喊山
如果说我回到了村庄,不如说我回到了大山里。其实,村庄就像大山的一个补丁,微小而又扎眼。因了村庄,因了村庄里的几棵树、几间土屋、几缕炊烟、几个活蹦乱跳的孩子,一群山也跟着活了。
在山顶上,我突然想攒足了劲儿,扯开嗓子喊上一声:“高高山上种豆子/我和尕妹是一对子/天上无云不下雨/阿哥这辈子等着你……”这喊声,粗犷辽远,似乎是从沟底发出来的,有些断裂,有些碰撞,好像那喊声被某个山沟截住了,绕了一圈又折了回来。山里人喊着山,喊着命运,喊着与山不断的纠结。
回声开始四起。
村子还是原来的村子,只是房舍越来越旧,父母也越来越老。他们也会像我一样站在山顶,看一阵村子,发现村子里寂静了,缺少些什么。是啊,年轻人终究是要走出去的,村子是属于老年人的。

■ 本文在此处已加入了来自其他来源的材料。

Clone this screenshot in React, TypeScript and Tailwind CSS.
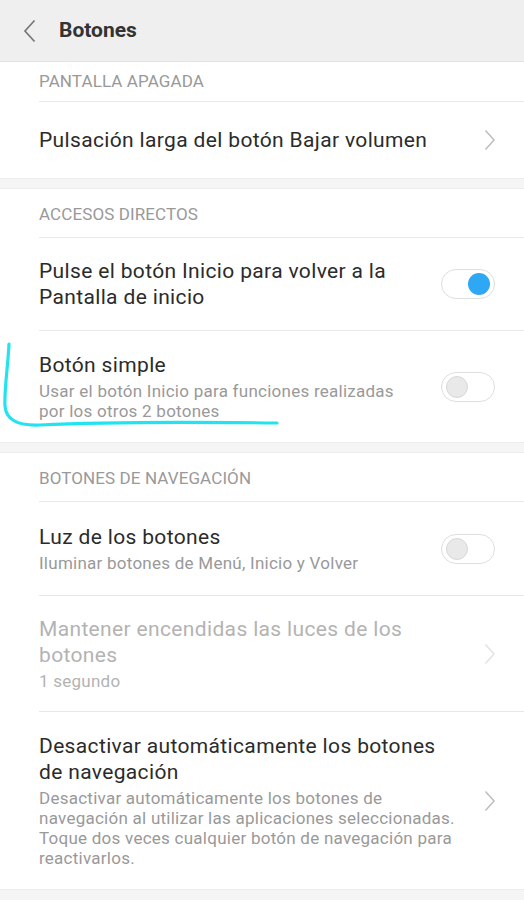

不知从什么时候起,农村这个庞大的山芋一下子推给了老年人。一群老人围着村庄转,越转越老,越老越穷。就连那一声接一声山沟的回声也听不到了。整个下午,我只听到了几声鞭哨声,只看到一个少年跟着一只狗从山上跑下。除此之外,我只感受到一阵紧似一阵的凉风。还不到深秋,山上已光秃秃一片,只剩一些蒿草被风吹得呜呜作响。
我看着村庄,它是安静的,像一头老牛悠闲中透着慵态。此刻,我不想惊扰它的悠闲,但我无法确定,就是我扯开嗓子再喊上几声,它也未必能听得到。